-- INFORMATION SUPPLIED start --

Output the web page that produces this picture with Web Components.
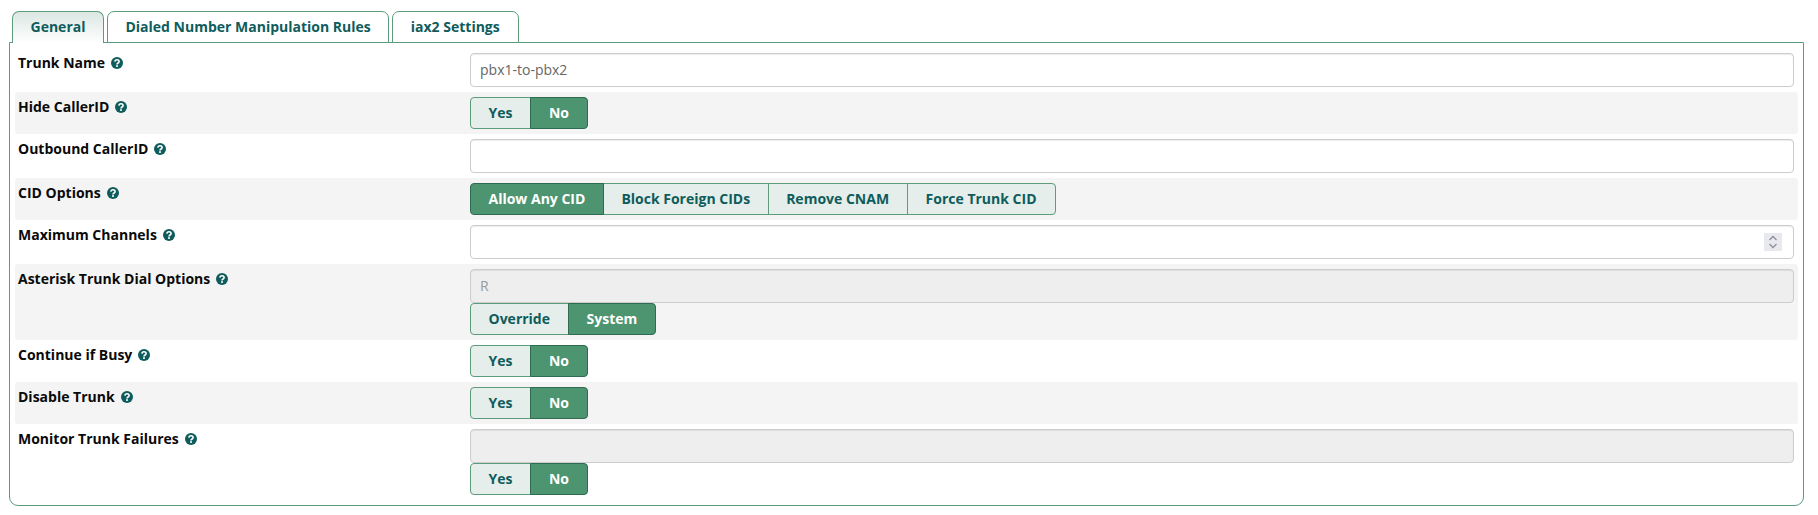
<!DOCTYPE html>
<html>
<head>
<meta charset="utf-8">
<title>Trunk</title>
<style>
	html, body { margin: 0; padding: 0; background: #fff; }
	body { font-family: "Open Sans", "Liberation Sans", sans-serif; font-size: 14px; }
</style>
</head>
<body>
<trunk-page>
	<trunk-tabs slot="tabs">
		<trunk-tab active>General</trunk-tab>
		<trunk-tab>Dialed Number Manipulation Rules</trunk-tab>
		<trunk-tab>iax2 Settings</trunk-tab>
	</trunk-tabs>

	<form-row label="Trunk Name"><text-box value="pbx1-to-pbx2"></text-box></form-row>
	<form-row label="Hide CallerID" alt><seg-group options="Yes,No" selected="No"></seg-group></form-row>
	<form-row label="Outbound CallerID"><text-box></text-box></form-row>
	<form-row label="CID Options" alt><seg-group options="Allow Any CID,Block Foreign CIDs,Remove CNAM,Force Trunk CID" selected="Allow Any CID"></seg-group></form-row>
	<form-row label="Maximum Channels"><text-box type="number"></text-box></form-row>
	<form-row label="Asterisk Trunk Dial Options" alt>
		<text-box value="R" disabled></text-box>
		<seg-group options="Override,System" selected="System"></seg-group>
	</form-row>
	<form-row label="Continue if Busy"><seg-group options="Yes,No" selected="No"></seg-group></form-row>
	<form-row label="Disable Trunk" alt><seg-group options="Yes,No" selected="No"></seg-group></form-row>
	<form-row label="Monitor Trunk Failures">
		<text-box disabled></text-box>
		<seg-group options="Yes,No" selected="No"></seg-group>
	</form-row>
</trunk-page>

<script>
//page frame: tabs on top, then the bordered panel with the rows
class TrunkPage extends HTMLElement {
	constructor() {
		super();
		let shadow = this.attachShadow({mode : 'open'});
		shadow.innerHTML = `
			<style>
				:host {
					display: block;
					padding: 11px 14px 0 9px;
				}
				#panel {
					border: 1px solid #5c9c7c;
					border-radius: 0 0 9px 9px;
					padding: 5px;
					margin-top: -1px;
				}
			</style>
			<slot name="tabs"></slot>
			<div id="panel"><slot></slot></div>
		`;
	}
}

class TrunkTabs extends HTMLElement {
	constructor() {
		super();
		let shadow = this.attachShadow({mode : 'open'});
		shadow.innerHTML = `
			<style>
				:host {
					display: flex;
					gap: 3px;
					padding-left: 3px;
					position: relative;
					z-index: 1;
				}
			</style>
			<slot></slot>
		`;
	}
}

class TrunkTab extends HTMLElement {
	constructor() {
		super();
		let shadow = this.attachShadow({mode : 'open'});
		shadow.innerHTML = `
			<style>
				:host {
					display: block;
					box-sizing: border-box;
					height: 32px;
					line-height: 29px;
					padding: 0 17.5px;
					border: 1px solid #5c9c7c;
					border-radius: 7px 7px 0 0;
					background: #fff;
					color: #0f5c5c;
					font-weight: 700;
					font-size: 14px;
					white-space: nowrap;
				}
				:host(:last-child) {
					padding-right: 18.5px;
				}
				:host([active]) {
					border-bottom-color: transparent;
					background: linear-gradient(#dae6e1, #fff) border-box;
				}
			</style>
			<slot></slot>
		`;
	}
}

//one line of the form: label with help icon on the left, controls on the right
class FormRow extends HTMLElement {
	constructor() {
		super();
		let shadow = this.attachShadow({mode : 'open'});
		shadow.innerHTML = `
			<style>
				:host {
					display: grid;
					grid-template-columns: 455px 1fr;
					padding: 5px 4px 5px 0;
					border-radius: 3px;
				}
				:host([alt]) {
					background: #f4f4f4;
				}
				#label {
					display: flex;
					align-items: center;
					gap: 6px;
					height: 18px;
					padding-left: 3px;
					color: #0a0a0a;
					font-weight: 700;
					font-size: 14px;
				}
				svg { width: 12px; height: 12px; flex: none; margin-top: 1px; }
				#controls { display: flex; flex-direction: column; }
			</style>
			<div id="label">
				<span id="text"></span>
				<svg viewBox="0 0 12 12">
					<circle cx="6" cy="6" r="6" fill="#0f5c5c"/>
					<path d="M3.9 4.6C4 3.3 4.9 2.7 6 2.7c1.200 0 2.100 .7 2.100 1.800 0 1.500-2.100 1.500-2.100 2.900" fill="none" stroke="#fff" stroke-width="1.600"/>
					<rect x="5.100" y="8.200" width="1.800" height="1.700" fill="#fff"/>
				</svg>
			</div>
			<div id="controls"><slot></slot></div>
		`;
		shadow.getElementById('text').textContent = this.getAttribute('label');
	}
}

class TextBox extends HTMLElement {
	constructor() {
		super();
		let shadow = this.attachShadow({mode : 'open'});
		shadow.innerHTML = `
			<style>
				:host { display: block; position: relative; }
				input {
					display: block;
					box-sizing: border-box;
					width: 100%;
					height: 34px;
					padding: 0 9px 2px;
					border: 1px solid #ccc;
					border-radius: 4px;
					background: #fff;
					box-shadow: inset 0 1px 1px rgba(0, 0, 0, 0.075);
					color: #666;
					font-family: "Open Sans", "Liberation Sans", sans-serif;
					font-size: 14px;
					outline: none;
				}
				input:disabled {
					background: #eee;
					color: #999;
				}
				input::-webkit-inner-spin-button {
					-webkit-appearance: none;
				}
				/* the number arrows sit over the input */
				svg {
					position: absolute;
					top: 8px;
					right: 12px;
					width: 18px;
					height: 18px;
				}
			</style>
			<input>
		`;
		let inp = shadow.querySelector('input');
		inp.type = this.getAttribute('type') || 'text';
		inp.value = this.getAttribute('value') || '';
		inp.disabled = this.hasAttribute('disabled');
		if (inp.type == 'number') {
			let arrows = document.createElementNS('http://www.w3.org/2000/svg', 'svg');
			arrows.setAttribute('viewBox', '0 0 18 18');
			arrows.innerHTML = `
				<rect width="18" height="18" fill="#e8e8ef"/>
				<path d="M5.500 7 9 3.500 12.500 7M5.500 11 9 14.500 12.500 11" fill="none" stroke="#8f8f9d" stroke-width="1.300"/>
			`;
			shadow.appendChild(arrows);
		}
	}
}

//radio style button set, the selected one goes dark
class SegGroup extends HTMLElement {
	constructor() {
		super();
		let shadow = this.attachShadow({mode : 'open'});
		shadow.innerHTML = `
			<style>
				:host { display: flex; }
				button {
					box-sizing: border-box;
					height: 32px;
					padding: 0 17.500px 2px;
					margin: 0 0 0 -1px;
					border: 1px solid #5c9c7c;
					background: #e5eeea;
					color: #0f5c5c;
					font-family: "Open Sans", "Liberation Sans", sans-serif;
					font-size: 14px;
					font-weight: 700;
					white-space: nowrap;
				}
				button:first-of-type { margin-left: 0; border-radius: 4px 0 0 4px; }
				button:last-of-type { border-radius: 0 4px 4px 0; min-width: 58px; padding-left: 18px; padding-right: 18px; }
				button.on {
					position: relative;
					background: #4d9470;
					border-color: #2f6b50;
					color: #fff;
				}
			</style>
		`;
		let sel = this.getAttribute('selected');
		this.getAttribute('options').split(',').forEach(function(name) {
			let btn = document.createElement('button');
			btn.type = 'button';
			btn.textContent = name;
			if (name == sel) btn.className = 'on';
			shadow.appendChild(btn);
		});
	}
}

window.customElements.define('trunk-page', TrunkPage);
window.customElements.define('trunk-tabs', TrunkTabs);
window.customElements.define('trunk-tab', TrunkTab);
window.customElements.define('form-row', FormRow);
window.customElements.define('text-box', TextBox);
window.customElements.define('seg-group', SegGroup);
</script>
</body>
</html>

-- INFORMATION SUPPLIED end --
-- INFORMATION SUPPLIED start --

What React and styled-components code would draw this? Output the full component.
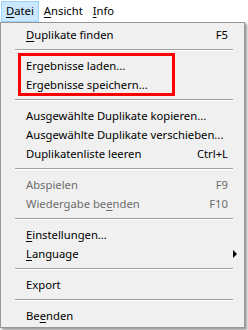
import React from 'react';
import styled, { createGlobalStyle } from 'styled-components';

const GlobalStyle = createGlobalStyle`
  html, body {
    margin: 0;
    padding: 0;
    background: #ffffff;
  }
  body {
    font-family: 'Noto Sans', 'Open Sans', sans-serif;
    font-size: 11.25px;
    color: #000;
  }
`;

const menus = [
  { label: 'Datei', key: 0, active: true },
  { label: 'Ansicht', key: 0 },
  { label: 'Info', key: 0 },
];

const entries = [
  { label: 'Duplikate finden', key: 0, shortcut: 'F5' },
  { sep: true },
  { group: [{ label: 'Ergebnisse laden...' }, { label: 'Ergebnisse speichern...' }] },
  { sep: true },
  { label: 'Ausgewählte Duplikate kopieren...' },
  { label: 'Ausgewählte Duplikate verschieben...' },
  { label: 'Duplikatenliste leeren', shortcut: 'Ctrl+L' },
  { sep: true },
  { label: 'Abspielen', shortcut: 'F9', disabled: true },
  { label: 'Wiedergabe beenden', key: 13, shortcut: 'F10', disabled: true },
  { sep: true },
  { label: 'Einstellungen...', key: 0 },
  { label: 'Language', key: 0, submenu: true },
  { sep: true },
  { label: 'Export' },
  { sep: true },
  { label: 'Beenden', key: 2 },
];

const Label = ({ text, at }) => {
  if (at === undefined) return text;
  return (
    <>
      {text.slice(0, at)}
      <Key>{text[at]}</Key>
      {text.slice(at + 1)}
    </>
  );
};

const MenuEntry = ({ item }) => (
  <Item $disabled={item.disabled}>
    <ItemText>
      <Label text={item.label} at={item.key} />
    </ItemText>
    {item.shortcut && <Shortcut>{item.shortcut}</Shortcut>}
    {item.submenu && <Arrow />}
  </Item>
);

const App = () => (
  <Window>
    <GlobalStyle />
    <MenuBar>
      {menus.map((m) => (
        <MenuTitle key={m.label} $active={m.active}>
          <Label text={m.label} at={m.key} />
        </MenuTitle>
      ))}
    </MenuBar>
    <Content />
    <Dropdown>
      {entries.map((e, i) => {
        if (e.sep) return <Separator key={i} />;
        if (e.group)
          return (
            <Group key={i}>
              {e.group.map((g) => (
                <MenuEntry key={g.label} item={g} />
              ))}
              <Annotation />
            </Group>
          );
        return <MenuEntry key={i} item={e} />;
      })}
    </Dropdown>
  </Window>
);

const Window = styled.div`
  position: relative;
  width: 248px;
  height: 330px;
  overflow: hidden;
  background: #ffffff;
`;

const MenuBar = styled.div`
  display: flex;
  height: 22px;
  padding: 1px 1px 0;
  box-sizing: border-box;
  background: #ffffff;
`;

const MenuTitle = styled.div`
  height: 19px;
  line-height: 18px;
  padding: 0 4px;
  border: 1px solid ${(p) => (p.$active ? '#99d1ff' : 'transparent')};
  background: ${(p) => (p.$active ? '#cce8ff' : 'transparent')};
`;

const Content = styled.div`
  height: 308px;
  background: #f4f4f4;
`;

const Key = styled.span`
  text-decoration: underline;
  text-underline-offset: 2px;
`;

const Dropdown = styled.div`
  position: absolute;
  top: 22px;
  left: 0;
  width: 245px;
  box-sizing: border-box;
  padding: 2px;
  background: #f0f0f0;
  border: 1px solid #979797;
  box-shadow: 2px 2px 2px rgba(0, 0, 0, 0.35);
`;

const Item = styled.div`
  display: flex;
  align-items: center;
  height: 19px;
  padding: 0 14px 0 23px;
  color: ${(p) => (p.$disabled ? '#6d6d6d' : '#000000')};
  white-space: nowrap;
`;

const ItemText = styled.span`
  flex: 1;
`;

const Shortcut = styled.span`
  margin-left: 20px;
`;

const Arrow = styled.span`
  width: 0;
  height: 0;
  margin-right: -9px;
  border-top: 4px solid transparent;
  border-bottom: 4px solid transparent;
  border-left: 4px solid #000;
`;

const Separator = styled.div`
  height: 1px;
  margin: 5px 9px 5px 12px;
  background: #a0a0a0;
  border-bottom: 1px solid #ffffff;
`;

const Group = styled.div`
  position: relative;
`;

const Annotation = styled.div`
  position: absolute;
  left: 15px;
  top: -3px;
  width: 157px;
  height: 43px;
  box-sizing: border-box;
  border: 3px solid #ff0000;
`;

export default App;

-- INFORMATION SUPPLIED end --
-- INFORMATION SUPPLIED start --

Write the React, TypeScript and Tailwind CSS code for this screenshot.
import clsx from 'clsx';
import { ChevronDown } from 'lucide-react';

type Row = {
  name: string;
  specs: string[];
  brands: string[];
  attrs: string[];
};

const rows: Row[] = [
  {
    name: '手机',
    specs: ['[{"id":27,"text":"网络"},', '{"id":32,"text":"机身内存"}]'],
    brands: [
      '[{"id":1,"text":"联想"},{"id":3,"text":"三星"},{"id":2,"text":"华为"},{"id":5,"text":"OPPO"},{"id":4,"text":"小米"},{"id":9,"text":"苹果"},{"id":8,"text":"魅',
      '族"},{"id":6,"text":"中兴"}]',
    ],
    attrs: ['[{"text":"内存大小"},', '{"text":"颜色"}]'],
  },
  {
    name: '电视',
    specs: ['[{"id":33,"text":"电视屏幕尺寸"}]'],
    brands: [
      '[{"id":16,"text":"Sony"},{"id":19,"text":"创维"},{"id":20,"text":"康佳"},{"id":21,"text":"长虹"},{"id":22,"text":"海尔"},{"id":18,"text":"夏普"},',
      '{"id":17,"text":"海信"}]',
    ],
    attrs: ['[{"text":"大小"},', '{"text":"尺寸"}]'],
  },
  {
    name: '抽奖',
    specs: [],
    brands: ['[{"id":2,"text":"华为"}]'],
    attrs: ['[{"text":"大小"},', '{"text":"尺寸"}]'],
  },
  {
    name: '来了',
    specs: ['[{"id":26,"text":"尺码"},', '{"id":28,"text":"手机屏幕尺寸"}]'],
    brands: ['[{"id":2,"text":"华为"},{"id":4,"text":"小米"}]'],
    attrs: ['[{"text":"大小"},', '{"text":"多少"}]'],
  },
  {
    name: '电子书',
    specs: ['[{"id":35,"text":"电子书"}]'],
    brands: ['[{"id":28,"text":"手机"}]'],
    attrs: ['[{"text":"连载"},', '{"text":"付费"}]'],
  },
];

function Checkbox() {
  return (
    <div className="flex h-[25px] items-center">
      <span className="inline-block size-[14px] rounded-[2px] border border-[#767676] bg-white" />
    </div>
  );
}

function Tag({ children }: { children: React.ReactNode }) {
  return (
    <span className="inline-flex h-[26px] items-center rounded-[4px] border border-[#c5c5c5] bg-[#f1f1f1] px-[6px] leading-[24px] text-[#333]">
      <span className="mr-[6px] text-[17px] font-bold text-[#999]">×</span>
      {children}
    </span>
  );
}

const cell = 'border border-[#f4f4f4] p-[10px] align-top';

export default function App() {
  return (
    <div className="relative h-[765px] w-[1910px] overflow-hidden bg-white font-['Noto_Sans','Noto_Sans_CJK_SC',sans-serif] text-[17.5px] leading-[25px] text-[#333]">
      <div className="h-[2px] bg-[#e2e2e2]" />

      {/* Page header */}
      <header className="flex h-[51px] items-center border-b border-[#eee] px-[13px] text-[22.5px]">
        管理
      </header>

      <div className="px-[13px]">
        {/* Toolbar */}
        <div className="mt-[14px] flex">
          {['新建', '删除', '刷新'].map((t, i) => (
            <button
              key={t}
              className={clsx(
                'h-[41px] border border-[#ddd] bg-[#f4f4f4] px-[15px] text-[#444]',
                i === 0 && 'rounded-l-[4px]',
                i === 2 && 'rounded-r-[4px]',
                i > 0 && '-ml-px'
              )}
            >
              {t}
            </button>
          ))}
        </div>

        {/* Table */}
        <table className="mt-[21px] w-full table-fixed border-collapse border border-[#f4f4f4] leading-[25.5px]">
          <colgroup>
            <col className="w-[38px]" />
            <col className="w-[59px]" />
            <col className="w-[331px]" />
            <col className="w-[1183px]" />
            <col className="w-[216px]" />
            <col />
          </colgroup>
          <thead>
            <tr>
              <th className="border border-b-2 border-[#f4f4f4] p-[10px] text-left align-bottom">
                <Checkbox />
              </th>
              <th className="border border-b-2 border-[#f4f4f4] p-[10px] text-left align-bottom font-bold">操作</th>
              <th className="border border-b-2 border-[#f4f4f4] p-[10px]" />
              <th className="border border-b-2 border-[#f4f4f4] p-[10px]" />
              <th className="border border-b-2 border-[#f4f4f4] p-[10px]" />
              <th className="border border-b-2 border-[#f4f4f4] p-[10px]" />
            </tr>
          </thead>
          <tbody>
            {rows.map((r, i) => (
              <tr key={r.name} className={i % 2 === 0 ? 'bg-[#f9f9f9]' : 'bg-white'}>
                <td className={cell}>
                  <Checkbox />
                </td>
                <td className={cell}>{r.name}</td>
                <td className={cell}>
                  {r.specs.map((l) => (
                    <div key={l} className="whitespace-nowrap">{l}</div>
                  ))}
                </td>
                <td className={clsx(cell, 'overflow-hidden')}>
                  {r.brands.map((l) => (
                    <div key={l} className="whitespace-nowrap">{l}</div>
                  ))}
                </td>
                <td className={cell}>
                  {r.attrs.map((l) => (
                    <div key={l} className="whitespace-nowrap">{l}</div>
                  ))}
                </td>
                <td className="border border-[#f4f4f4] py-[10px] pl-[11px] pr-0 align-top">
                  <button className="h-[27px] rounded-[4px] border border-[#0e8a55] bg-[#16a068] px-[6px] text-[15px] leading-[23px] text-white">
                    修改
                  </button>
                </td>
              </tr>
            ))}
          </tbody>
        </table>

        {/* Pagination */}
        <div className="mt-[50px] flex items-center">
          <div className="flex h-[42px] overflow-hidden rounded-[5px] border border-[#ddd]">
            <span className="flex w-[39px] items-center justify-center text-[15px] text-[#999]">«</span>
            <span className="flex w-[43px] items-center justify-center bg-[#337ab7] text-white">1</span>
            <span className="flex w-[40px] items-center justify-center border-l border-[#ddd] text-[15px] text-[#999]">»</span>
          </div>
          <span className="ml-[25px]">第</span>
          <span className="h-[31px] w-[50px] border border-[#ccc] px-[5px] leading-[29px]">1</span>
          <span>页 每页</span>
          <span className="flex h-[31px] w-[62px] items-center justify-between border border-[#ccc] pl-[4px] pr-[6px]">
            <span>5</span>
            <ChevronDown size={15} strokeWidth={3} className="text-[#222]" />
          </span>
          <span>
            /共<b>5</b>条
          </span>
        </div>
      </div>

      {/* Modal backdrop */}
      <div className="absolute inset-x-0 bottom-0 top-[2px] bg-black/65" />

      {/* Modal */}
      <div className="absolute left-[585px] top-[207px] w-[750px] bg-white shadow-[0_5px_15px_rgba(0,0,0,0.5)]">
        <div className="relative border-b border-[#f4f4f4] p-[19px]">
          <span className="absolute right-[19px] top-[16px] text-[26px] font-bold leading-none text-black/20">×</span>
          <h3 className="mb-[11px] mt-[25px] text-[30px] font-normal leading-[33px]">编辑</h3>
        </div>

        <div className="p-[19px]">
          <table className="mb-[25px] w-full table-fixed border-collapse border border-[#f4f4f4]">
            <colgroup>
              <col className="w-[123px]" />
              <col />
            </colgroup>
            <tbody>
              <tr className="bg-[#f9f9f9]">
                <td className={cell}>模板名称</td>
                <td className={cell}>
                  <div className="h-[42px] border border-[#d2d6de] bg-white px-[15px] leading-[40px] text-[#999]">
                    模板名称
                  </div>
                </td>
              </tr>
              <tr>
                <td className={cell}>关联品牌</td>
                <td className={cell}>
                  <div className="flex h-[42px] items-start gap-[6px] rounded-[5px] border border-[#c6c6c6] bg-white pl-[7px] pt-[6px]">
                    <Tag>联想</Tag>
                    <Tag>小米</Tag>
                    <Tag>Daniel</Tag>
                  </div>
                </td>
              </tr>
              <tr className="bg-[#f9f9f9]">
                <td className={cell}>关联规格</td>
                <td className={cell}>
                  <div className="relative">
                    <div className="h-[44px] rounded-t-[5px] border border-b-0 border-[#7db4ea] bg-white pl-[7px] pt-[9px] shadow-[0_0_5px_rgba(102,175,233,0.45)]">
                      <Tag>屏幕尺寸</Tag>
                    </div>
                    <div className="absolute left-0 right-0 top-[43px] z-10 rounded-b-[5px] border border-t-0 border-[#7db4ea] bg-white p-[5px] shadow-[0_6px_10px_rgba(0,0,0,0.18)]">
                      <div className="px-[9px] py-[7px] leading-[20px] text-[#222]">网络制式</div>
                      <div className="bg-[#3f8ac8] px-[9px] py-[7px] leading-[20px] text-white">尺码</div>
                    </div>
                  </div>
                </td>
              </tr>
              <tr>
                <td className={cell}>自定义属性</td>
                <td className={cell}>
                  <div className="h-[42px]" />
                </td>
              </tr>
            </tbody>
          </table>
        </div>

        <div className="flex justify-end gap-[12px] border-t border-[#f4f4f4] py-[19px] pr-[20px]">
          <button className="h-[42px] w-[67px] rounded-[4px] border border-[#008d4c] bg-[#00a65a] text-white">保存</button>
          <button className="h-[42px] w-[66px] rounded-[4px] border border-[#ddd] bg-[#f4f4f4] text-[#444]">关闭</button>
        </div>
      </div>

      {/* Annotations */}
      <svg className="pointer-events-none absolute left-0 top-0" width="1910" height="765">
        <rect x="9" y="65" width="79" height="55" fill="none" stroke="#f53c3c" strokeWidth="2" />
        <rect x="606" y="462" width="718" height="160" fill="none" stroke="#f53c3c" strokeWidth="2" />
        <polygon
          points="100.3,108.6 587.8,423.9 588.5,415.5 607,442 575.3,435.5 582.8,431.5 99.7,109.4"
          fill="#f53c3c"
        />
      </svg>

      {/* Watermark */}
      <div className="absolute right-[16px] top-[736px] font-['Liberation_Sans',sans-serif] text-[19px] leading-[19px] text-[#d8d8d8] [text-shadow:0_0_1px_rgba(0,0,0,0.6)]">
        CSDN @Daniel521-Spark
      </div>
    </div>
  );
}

-- INFORMATION SUPPLIED end --

WHAT THE TASK REQUIRES: Identify each line in the entries with the word "full" and copy it.

OUTPUT BELOW:
What React and styled-components code would draw this? Output the full component.
        <table className="mt-[21px] w-full table-fixed border-collapse border border-[#f4f4f4] leading-[25.5px]">
          <table className="mb-[25px] w-full table-fixed border-collapse border border-[#f4f4f4]">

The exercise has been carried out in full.